Letting Go of the Grind Without Letting Go of Myself
July 07, 2025
Recognizing when poker became more about identity than joy, and gently stepping back to reconnect with a slower, more present way of being.
There’s been a slow shift happening inside me — not loud, but steady. I’ve realized I don’t want to play poker every day. And not because I’m losing. Not because I’m burnt out. But because it no longer feels like me.
Poker has given me financial stability this year. My outgoings match what I’ve made, and that’s no small feat. I’ve grown through it — developed discipline, patience, emotional regulation. It’s taught me more than I expected.
But it’s not my purpose.
It’s started to feel like a job I never meant to have. Waking early, loading up tournaments, forcing myself to play when I don’t want to. It’s become something I do because it gives me an answer to the question, “What do you do?”
And maybe that’s the real thing I’m shedding — not the game, but the need to have an identity wrapped around it.

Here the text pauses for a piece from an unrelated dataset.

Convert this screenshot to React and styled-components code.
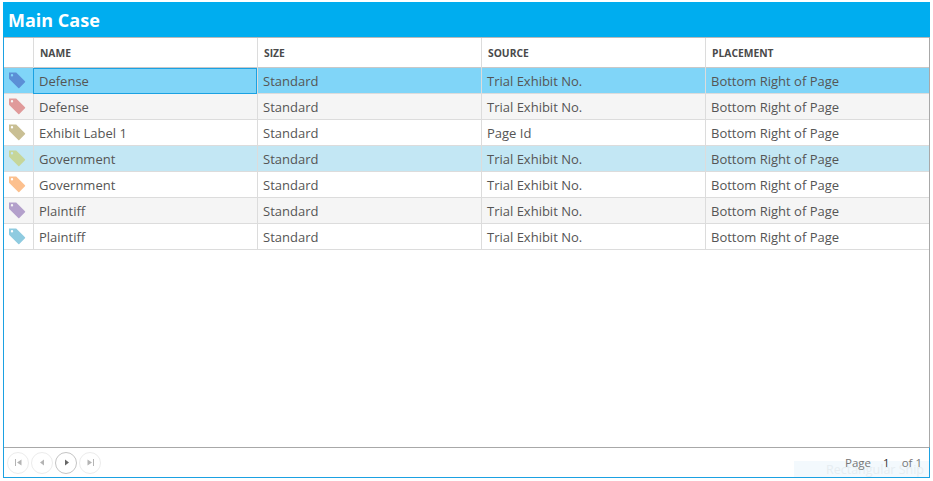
import React from "react"
import styled, { createGlobalStyle } from "styled-components"

const GlobalStyle = createGlobalStyle`
  html, body {
    margin: 0;
    background: #fff;
    font-family: "Open Sans", "Noto Sans", sans-serif;
  }
`

const Page = styled.div`
  width: 933px;
  height: 481px;
  box-sizing: border-box;
  padding: 2px 3px 3px;
  background: #fff;
`

const Panel = styled.div`
  height: 100%;
  display: flex;
  flex-direction: column;
  position: relative;
`

const TitleBar = styled.div`
  height: 35px;
  flex: none;
  box-sizing: border-box;
  padding: 0 0 0 5px;
  background: #00adef;
  color: #fff;
  font-size: 18px;
  font-weight: 700;
  line-height: 36px;
`

const Body = styled.div`
  flex: 1;
  min-height: 0;
  display: flex;
  flex-direction: column;
  border: 1px solid #1ba1e2;
  border-top: 0;
  border-right-color: #a8a8a8;
`

const Grid = styled.div`
  flex: 1;
  min-height: 0;
  border-top: 1px solid #b9b9b9;
`

const Row = styled.div`
  display: grid;
  grid-template-columns: 29px 224px 224px 224px 1fr;
  height: ${p => (p.$head ? "30px" : "26px")};
  box-sizing: border-box;
  border-bottom: 1px solid ${p => (p.$head ? "#c8c8c8" : "#dcdcdc")};
  background: ${p => p.$bg || "#fff"};
`

const Cell = styled.div`
  box-sizing: border-box;
  border-left: 1px solid ${p => (p.$first ? "transparent" : "#dcdcdc")};
  padding-left: 5px;
  font-size: 13px;
  line-height: 26px;
  color: #555;
  white-space: nowrap;
  ${p => p.$focus && `
    outline: 1px solid #1ba1e2;
    outline-offset: -1px;
    border-left-color: #1ba1e2;
  `}
`

const HeadCell = styled(Cell)`
  padding-left: 6px;
  font-size: 10.3px;
  font-weight: 700;
  line-height: 30px;
  color: #4a4a4a;
`

const IconCell = styled(Cell)`
  padding: 3px 0 0 3px;
  line-height: 0;
`

const Footer = styled.div`
  height: 31px;
  flex: none;
  box-sizing: border-box;
  display: flex;
  align-items: center;
  justify-content: space-between;
  padding: 0 7px 0 3px;
  border-top: 1px solid #a8a8a8;
  border-bottom: 1px solid #1ba1e2;
  border-right: 1px solid #1ba1e2;
  margin: 0 -1px -1px 0;
`

const Pager = styled.div`
  display: flex;
  gap: 2px;
`

const PagerButton = styled.div`
  width: 22px;
  height: 22px;
  box-sizing: border-box;
  display: flex;
  align-items: center;
  justify-content: center;
  border-radius: 50%;
  border: 1px solid ${p => (p.$active ? "#c4c4c4" : "#ececec")};
  color: ${p => (p.$active ? "#666" : "#b4b4b4")};
`

const PageInfo = styled.div`
  display: flex;
  gap: 12px;
  font-size: 11.5px;
  color: #777;
  position: relative;
  z-index: 1;
  margin-bottom: 1px;
`

const PageNumber = styled.span`
  color: #333;
`

const SnipGhost = styled.div`
  position: absolute;
  right: 1px;
  bottom: 1px;
  width: 135px;
  height: 16px;
  background: #f3f9fd;
  color: #e6edf1;
  font-size: 12.5px;
  line-height: 14px;
  padding: 2px 0 0 32px;
  box-sizing: border-box;
  white-space: nowrap;
`

const TagIcon = ({ color }) => (
  <svg width="18" height="18" viewBox="0 0 18 18">
    <path
      fillRule="evenodd"
      fill={color}
      d="M1 1.5 H8.2 L17 10.3 Q17.4 10.8 17 11.3 L11.3 17 Q10.8 17.4 10.3 17 L1.5 8.2 Q1 7.8 1 7.2 Z M4 3 A1.2 1.2 0 1 0 4 5.4 A1.2 1.2 0 1 0 4 3 Z"
    />
  </svg>
)

const First = () => (
  <svg width="9" height="9" viewBox="0 0 9 9" fill="currentColor">
    <path d="M1 1h1v7H1zM7.5 1.5v6L3 4.5z" />
  </svg>
)
const Prev = () => (
  <svg width="9" height="9" viewBox="0 0 9 9" fill="currentColor">
    <path d="M6 1.5v6L2 4.5z" />
  </svg>
)
const Next = () => (
  <svg width="9" height="9" viewBox="0 0 9 9" fill="currentColor">
    <path d="M3 1.5v6L7 4.5z" />
  </svg>
)
const Last = () => (
  <svg width="9" height="9" viewBox="0 0 9 9" fill="currentColor">
    <path d="M7 1h1v7H7zM1.5 1.5v6L6 4.5z" />
  </svg>
)

const rows = [
  { name: "Defense", source: "Trial Exhibit No.", tag: "#5b8fd6", bg: "#80d5f8", focus: true },
  { name: "Defense", source: "Trial Exhibit No.", tag: "#e09a9a", bg: "#f5f5f5" },
  { name: "Exhibit Label 1", source: "Page Id", tag: "#c9bf94" },
  { name: "Government", source: "Trial Exhibit No.", tag: "#c6d69a", bg: "#c3e7f4" },
  { name: "Government", source: "Trial Exhibit No.", tag: "#fcc08e" },
  { name: "Plaintiff", source: "Trial Exhibit No.", tag: "#b3a0cb", bg: "#f5f5f5" },
  { name: "Plaintiff", source: "Trial Exhibit No.", tag: "#8fcbe0" },
]

export default function App() {
  return (
    <Page>
      <GlobalStyle />
      <Panel>
        <TitleBar>Main Case</TitleBar>
        <Body>
          <Grid>
            <Row $head>
              <HeadCell $first />
              <HeadCell>NAME</HeadCell>
              <HeadCell>SIZE</HeadCell>
              <HeadCell>SOURCE</HeadCell>
              <HeadCell>PLACEMENT</HeadCell>
            </Row>
            {rows.map((r, i) => (
              <Row key={i} $bg={r.bg}>
                <IconCell $first>
                  <TagIcon color={r.tag} />
                </IconCell>
                <Cell $focus={r.focus}>{r.name}</Cell>
                <Cell>Standard</Cell>
                <Cell>{r.source}</Cell>
                <Cell>Bottom Right of Page</Cell>
              </Row>
            ))}
          </Grid>
          <Footer>
            <Pager>
              <PagerButton><First /></PagerButton>
              <PagerButton><Prev /></PagerButton>
              <PagerButton $active><Next /></PagerButton>
              <PagerButton><Last /></PagerButton>
            </Pager>
            <PageInfo>
              <span>Page</span>
              <PageNumber>1</PageNumber>
              <span>of 1</span>
            </PageInfo>
          </Footer>
        </Body>
        <SnipGhost>Rectangular Snip</SnipGhost>
      </Panel>
    </Page>
  )
}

I think I’d rather play once a week. Dive into a few meaningful tournaments now and then. Study a bit more. Play better, not more. That way, it becomes something sustainable. Enjoyable. A skill I use — not a mask I wear.
This morning I didn’t want to play. I wanted to rest. So I did.
And for once, I didn’t feel guilty.
I’m starting to believe that rest isn’t nothing. It’s preparation. It’s soil.
And maybe the most important thing I’m learning isn’t how to win a game — it’s how to let go of the grind without letting go of myself.